Murphy, who is classified as a sophomore and has a redshirt season available, said CU didn't recruit him out of Denver Lutheran High School two years ago. But he said the current Buffs staff "really went out their way to help me get here and get the paperwork done. They were really receptive to this."

Among the freshmen reporting Sunday was running back Terrence Crowder, of Galena Park, Texas. Crowder is expected to be prominent in the competition at that position as the Buffs try to upgrade a ground game that averaged 108.7 yards a game last season.

"At a lot of colleges, freshmen won't get the chance to compete like we will here," said the 5-11, 210-pound Crowder. "I think I'll have a good opportunity to compete and get a spot. I feel like I'm capable; I feel like I'll do what I need to do."

Arriving on campus on June 4, Crowder said two days were required to acclimate to Boulder's altitude. Once past that, he said he felt "settled in" and believed speed, strength and conditioning director Malcolm Blacken's summer program was of great benefit.

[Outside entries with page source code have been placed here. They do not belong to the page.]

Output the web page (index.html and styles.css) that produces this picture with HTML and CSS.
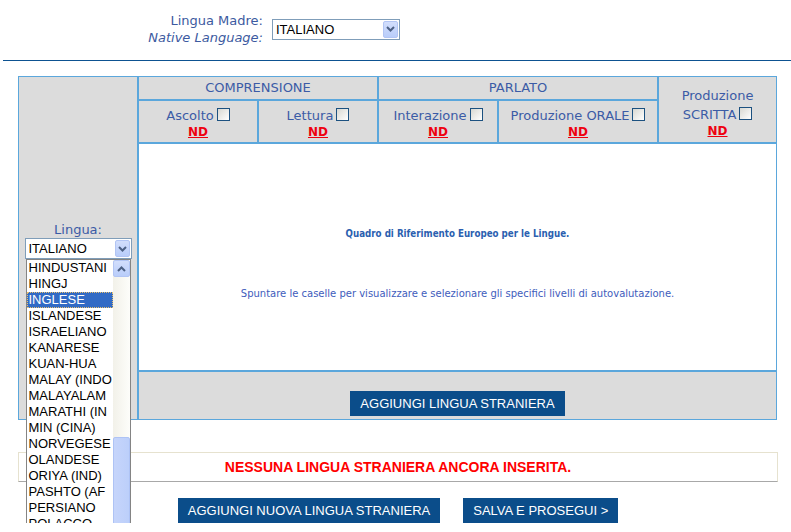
FILE: index.html
```html
<!DOCTYPE html>
<html>
<head>
<meta charset="utf-8">
<title>Lingue straniere</title>
<link rel="stylesheet" href="styles.css">
</head>
<body>
<div class="top">
  <div class="labels">
    <div class="lbl">Lingua Madre:</div>
    <div class="lbl it">Native Language:</div>
  </div>
  <div class="select sel-top">
    <span class="val">ITALIANO</span>
    <span class="arrow"><svg width="11" height="8" viewBox="0 0 11 8"><path d="M2 2 L5.5 5.5 L9 2" fill="none" stroke="#4d6185" stroke-width="2"/></svg></span>
  </div>
</div>
<div class="rule"></div>

<table class="grid">
  <colgroup>
    <col class="w120"><col class="w120"><col class="w120"><col class="w120"><col class="w160"><col class="w119">
  </colgroup>
  <tr class="r1">
    <td class="lang" rowspan="4">
      <div class="lang-lbl">Lingua:</div>
      <div class="selwrap">
        <div class="select sel-lang">
          <span class="val">ITALIANO</span>
          <span class="arrow"><svg width="11" height="8" viewBox="0 0 11 8"><path d="M2 2 L5.5 5.5 L9 2" fill="none" stroke="#4d6185" stroke-width="2"/></svg></span>
        </div>
        <div class="droplist">
          <ul class="items">
            <li>HINDUSTANI</li>
            <li>HINGJ</li>
            <li class="sel">INGLESE</li>
            <li>ISLANDESE</li>
            <li>ISRAELIANO</li>
            <li>KANARESE</li>
            <li>KUAN-HUA</li>
            <li>MALAY (INDO</li>
            <li>MALAYALAM</li>
            <li>MARATHI (IN</li>
            <li>MIN (CINA)</li>
            <li>NORVEGESE</li>
            <li>OLANDESE</li>
            <li>ORIYA (IND)</li>
            <li>PASHTO (AF</li>
            <li>PERSIANO</li>
            <li>POLACCO</li>
          </ul>
          <div class="sbar">
            <div class="sbtn"><svg width="11" height="8" viewBox="0 0 11 8"><path d="M2 6 L5.5 2.5 L9 6" fill="none" stroke="#4d6185" stroke-width="2"/></svg></div>
            <div class="thumb"></div>
          </div>
        </div>
      </div>
    </td>
    <th class="h1" colspan="2">COMPRENSIONE</th>
    <th class="h1" colspan="2">PARLATO</th>
    <th class="h2 scr" rowspan="2">
      <div class="ln">Produzione</div>
      <div class="ln ln2">SCRITTA<span class="cb"></span></div>
      <div class="ln"><a class="nd" href="#">ND</a></div>
    </th>
  </tr>
  <tr class="r2">
    <th class="h2"><div class="ln">Ascolto<span class="cb"></span></div><div class="ln"><a class="nd" href="#">ND</a></div></th>
    <th class="h2"><div class="ln">Lettura<span class="cb"></span></div><div class="ln"><a class="nd" href="#">ND</a></div></th>
    <th class="h2"><div class="ln">Interazione<span class="cb"></span></div><div class="ln"><a class="nd" href="#">ND</a></div></th>
    <th class="h2"><div class="ln">Produzione ORALE<span class="cb"></span></div><div class="ln"><a class="nd" href="#">ND</a></div></th>
  </tr>
  <tr class="r3">
    <td class="info" colspan="5">
      <div class="qtitle">Quadro di Riferimento Europeo per le Lingue.</div>
      <div class="qnote">Spuntare le caselle per visualizzare e selezionare gli specifici livelli di autovalutazione.</div>
    </td>
  </tr>
  <tr class="r4">
    <td class="act" colspan="5"><span class="btn">AGGIUNGI LINGUA STRANIERA</span></td>
  </tr>
</table>

<div class="msg">NESSUNA LINGUA STRANIERA ANCORA INSERITA.</div>

<div class="actions">
  <span class="btn">AGGIUNGI NUOVA LINGUA STRANIERA</span>
  <span class="btn">SALVA E PROSEGUI &gt;</span>
</div>
</body>
</html>
```
FILE: styles.css
```css
html { overflow: hidden; }
body {
  margin: 0;
  background: #ffffff;
  font-family: "DejaVu Sans", Verdana, sans-serif;
  font-size: 13px;
  color: #3b5ba6;
}

/* top */
.top {
  display: flex;
  align-items: center;
  padding-top: 12px;
}
.labels {
  width: 263px;
  text-align: right;
  margin-right: 9px;
}
.lbl {
  line-height: 17px;
  color: #3c5aa0;
}
.lbl.it { font-style: italic; }

.select {
  position: relative;
  box-sizing: border-box;
  height: 21px;
  border: 1px solid #7f9db9;
  background: #fff;
  font-family: "Liberation Sans", Arial, sans-serif;
  font-size: 13px;
  color: #000;
  line-height: 19px;
}
.select .val { padding-left: 3px; }
.select .arrow {
  position: absolute;
  right: 1px;
  top: 1px;
  width: 15px;
  height: 17px;
  box-sizing: border-box;
  border: 1px solid #b2c5f4;
  border-radius: 2px;
  background: linear-gradient(#d2defc, #b9cdfa);
  display: flex;
  align-items: center;
  justify-content: center;
}
.sel-top { width: 128px; }

.rule {
  margin: 14px 0 0 3px;
  height: 1px;
  background: #0d5291;
}

/* grid table */
.grid {
  margin: 15px 0 0 18px;
  border-collapse: separate;
  border-spacing: 0;
  table-layout: fixed;
  width: 759px;
  background: #dcdcdc;
}
.w120 { width: 120px; }
.w160 { width: 160px; }
.w119 { width: 119px; }
.grid td, .grid th {
  border: 1px solid #5ba7dc;
  padding: 0;
  font-weight: normal;
  text-align: center;
}
.r1 { height: 24px; }
.r2 { height: 43px; }
.r3 { height: 228px; }
.r4 { height: 49px; }

.h1 { vertical-align: middle; line-height: 16px; }
.h2 { vertical-align: top; padding-top: 7px !important; }
.h2.scr { padding-top: 11px !important; }
.ln { line-height: 16px; white-space: nowrap; }
.h2 .ln:last-child { margin-top: 0; }
.scr .ln2 { margin-top: 3px; }
.cb {
  display: inline-block;
  width: 13px;
  height: 13px;
  box-sizing: border-box;
  border: 1px solid #1c5180;
  background: linear-gradient(135deg, #d8d8d2, #ffffff);
  margin-left: 3px;
  vertical-align: -1px;
}
.nd {
  color: #ee0010;
  font-weight: bold;
  font-size: 12px;
  text-decoration: underline;
}

.lang {
  vertical-align: top;
  padding-top: 145px !important;
}
.lang-lbl { line-height: 16px; }
.selwrap {
  position: relative;
  width: 107px;
  margin: 0 auto;
  text-align: left;
}
.sel-lang { width: 107px; }

.droplist {
  position: absolute;
  left: 1px;
  top: 21px;
  width: 105px;
  height: 274px;
  box-sizing: border-box;
  border: 1px solid #848484;
  border-bottom: 0;
  background: #fff;
  display: flex;
  z-index: 5;
}
.items {
  list-style: none;
  margin: 0;
  padding: 0;
  flex: 1;
  overflow: hidden;
  font-family: "Liberation Sans", Arial, sans-serif;
  font-size: 13px;
  color: #000;
}
.items li {
  height: 16px;
  line-height: 15px;
  padding-left: 2px;
  white-space: nowrap;
  overflow: hidden;
}
.items li.sel {
  background: #316ac5;
  color: #fff;
  outline: 1px dotted #e8c070;
  outline-offset: -1px;
}
.sbar {
  width: 17px;
  background: linear-gradient(90deg, #f2f1e9, #fdfdfa);
  position: relative;
}
.sbtn {
  height: 17px;
  box-sizing: border-box;
  border: 1px solid #b2c5f4;
  border-radius: 2px;
  background: linear-gradient(#d2defc, #b9cdfa);
  display: flex;
  align-items: center;
  justify-content: center;
}
.thumb {
  position: absolute;
  left: 0;
  right: 0;
  top: 177px;
  bottom: -4px;
  box-sizing: border-box;
  border: 1px solid #aec3f5;
  border-radius: 2px;
  background: linear-gradient(90deg, #c6d5fb, #bccffa);
}

.info {
  background: #fff;
  vertical-align: top;
}
.qtitle {
  margin-top: 84px;
  font-family: "DejaVu Sans Condensed", "DejaVu Sans", sans-serif;
  font-stretch: condensed;
  font-weight: bold;
  font-size: 9.7px;
  line-height: 12px;
  color: #2b5fb0;
}
.qnote {
  margin-top: 48px;
  font-size: 10px;
  line-height: 12px;
  color: #3e5cbc;
}

.act {
  vertical-align: top;
  padding-top: 19px !important;
}

.btn {
  display: inline-block;
  height: 25px;
  line-height: 25px;
  padding: 0 10px;
  background: #0b4d8a;
  color: #fff;
  font-family: "Liberation Sans", Arial, sans-serif;
  font-size: 13px;
  vertical-align: top;
}

.msg {
  margin: 32px 0 0 18px;
  width: 760px;
  height: 30px;
  box-sizing: border-box;
  border: 1px solid #e6e2cf;
  border-bottom-color: #a8a8a8;
  text-align: center;
  line-height: 28px;
  font-family: "Liberation Sans", Arial, sans-serif;
  font-weight: bold;
  font-size: 14px;
  color: #ff0000;
}

.actions {
  margin: 16px 0 0 18px;
  width: 760px;
  display: flex;
  justify-content: center;
  gap: 23px;
}
```
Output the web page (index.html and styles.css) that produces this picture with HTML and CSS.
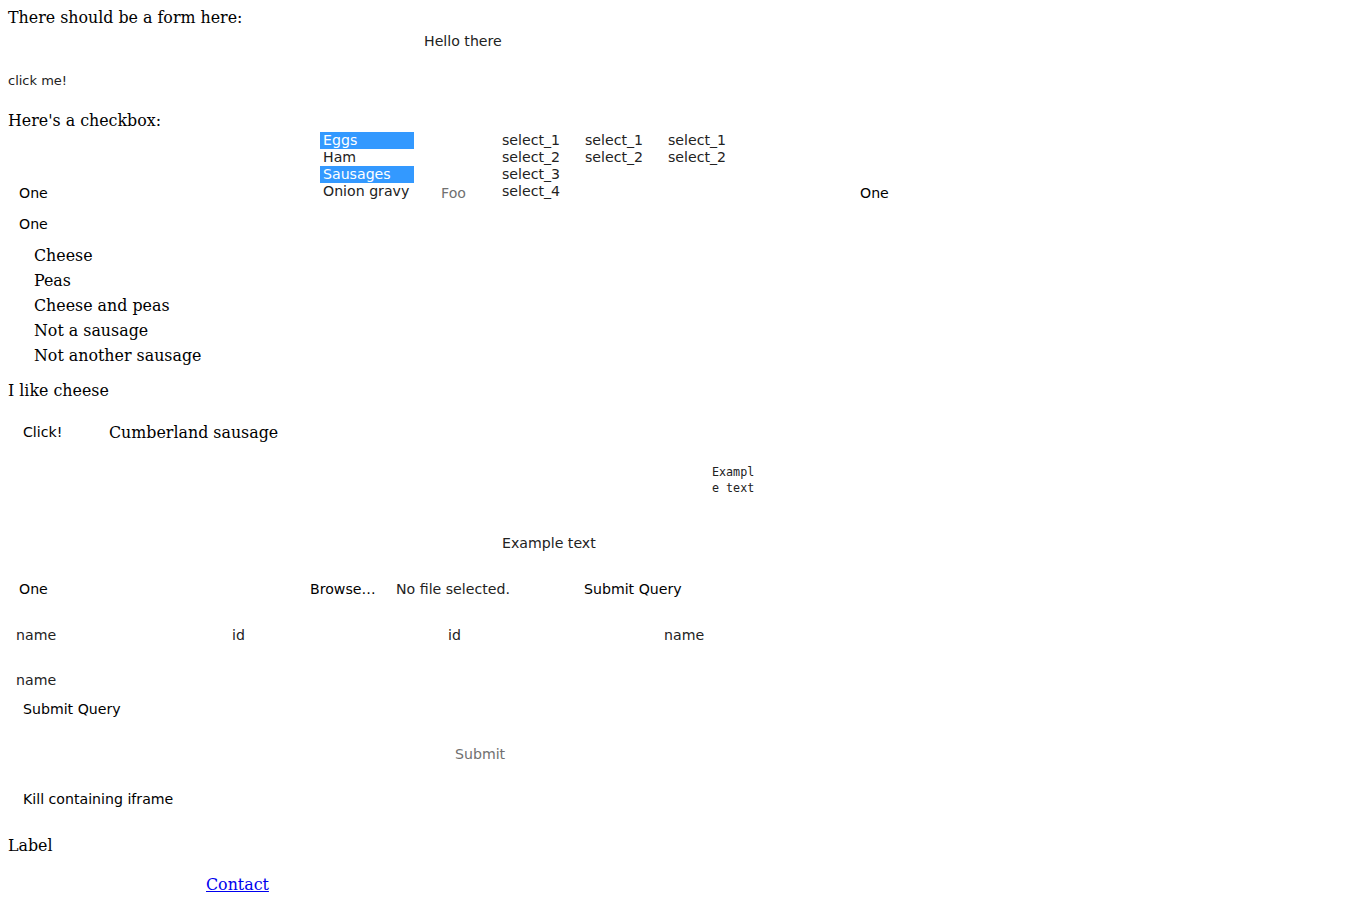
FILE: index.html
```html
<!DOCTYPE html>
<html>
<head>
<meta charset="utf-8">
<title>Form page</title>
<link rel="stylesheet" href="styles.css">
</head>
<body>
<div class="page">
  <div class="row r-title serif">There should be a form here:</div>
  <div class="row r-hello ctl"><span class="pad-hello">Hello there</span></div>
  <div class="row r-click small">click me!</div>
  <div class="row r-check serif">Here's a checkbox:</div>

  <div class="row r-selects ctl">
    <div class="cell c-one"><span class="bottom-line">One</span></div>
    <div class="cell c-list">
      <div class="opt sel">Eggs</div>
      <div class="opt">Ham</div>
      <div class="opt sel">Sausages</div>
      <div class="opt">Onion gravy</div>
    </div>
    <div class="cell c-foo"><span class="bottom-line dim">Foo</span></div>
    <div class="cell c-s1">
      <div class="opt2">select_1</div>
      <div class="opt2">select_2</div>
      <div class="opt2">select_3</div>
      <div class="opt2">select_4</div>
    </div>
    <div class="cell c-s2">
      <div class="opt2">select_1</div>
      <div class="opt2">select_2</div>
    </div>
    <div class="cell c-s3">
      <div class="opt2">select_1</div>
      <div class="opt2">select_2</div>
    </div>
    <div class="cell c-one2"><span class="bottom-line">One</span></div>
  </div>

  <div class="row r-one ctl">One</div>

  <ul class="checks serif">
    <li>Cheese</li>
    <li>Peas</li>
    <li>Cheese and peas</li>
    <li>Not a sausage</li>
    <li>Not another sausage</li>
  </ul>

  <div class="row r-like serif">I like cheese</div>

  <div class="row r-clickbtn">
    <span class="ctl c-clickbtn">Click!</span>
    <span class="serif">Cumberland sausage</span>
  </div>

  <div class="row r-mono mono"><div class="mono-box">Exampl<br>e text</div></div>

  <div class="row r-example ctl soft">Example text</div>

  <div class="row r-file ctl">
    <span class="f-one">One</span>
    <span class="f-browse">Browse…</span>
    <span class="f-none">No file selected.</span>
    <span>Submit Query</span>
  </div>

  <div class="row r-names ctl soft">
    <span class="n-cell">name</span>
    <span class="n-cell">id</span>
    <span class="n-cell">id</span>
    <span class="n-cell">name</span>
  </div>

  <div class="row r-name2 ctl soft">name</div>
  <div class="row r-submitq ctl">Submit Query</div>
  <div class="row r-submit ctl dim">Submit</div>
  <div class="row r-kill ctl">Kill containing iframe</div>
  <div class="row r-label serif">Label</div>
  <div class="row r-contact serif"><a href="#" class="contact">Contact</a></div>
</div>
</body>
</html>
```

FILE: styles.css
```css
html, body {
  margin: 0;
  padding: 0;
  background: #ffffff;
}
body {
  padding: 8px;
  color: #000000;
}
.page {
  display: flex;
  flex-direction: column;
}
.serif {
  font-family: "DejaVu Serif", "Liberation Serif", serif;
  font-size: 15.85px;
  color: #000;
}
.ctl {
  font-family: "DejaVu Sans", "Liberation Sans", sans-serif;
  font-size: 14.15px;
  color: #000;
}
.soft {
  color: #222;
}
.dim {
  color: #707070;
}
.small {
  font-family: "DejaVu Sans", "Liberation Sans", sans-serif;
  font-size: 13px;
  color: #222;
}
.mono {
  font-family: "DejaVu Sans Mono", "Liberation Mono", monospace;
  font-size: 11.7px;
  color: #222;
}
.row {
  white-space: nowrap;
}
.r-title { height: 19px; line-height: 19px; }
.r-hello { height: 28px; line-height: 28px; color: #222; }
.pad-hello { padding-left: 416px; }
.r-click { height: 53px; line-height: 52px; }
.r-check { height: 24px; line-height: 26px; }

.r-selects {
  display: flex;
  height: 70px;
  align-items: flex-start;
}
.cell { flex: none; }
.bottom-line {
  display: block;
  line-height: 18px;
}
.c-one, .c-foo, .c-one2 {
  align-self: flex-end;
}
.c-one { width: 301px; padding-left: 11px; }
.c-list { width: 94px; }
.opt {
  height: 17px;
  line-height: 17px;
  padding-left: 3px;
  color: #222;
}
.opt.sel {
  background: #3399ff;
  color: #ffffff;
}
.c-foo { width: 61px; padding-left: 27px; }
.opt2 {
  height: 17px;
  line-height: 17px;
  color: #222;
}
.c-s1 { width: 83px; }
.c-s2 { width: 83px; }
.c-s3 { width: 192px; }

.r-one {
  height: 36px;
  line-height: 36px;
  margin-top: 4px;
  padding-left: 11px;
}
.checks {
  list-style: none;
  margin: 0;
  padding: 0 0 0 26px;
  margin-top: 1px;
}
.checks li {
  height: 25px;
  line-height: 25px;
}
.r-like { height: 44px; line-height: 46px; }
.r-clickbtn {
  display: flex;
  align-items: center;
  height: 40px;
}
.c-clickbtn {
  width: 86px;
  padding-left: 15px;
}
.r-mono {
  height: 68px;
  padding-top: 13px;
  box-sizing: border-box;
}
.mono-box {
  padding-left: 704px;
  line-height: 15.5px;
}
.r-example {
  height: 46px;
  line-height: 46px;
  padding-left: 494px;
}
.r-file {
  display: flex;
  height: 46px;
  line-height: 46px;
}
.f-one { width: 291px; padding-left: 11px; }
.f-browse { width: 86px; }
.f-none { width: 188px; color: #222; }
.r-names {
  display: flex;
  height: 46px;
  line-height: 46px;
}
.n-cell {
  width: 208px;
  padding-left: 8px;
}
.r-name2 {
  height: 32px;
  line-height: 32px;
  margin-top: 6px;
  padding-left: 8px;
}
.r-submitq {
  height: 26px;
  line-height: 26px;
  padding-left: 15px;
}
.r-submit {
  height: 64px;
  line-height: 64px;
  padding-left: 447px;
}
.r-kill {
  height: 26px;
  line-height: 26px;
  padding-left: 15px;
}
.r-label { height: 66px; line-height: 68px; }
.r-contact {
  height: 12px;
  line-height: 14px;
  padding-left: 198px;
}
.contact {
  color: #0000ee;
  text-decoration: underline;
}
```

"I gained a lot of strength under Malcolm and Steve (Engelhart) - they definitely know what they're doing in the weight room," Crowder said.

CU's 2012 freshman class is among the largest in recent years, but Crowder contended the big number didn't hinder bonding in the group: "This is a very good class, a tight class; we're being held to a higher standard than everybody else. We're going along with it, realizing it's going to make us better."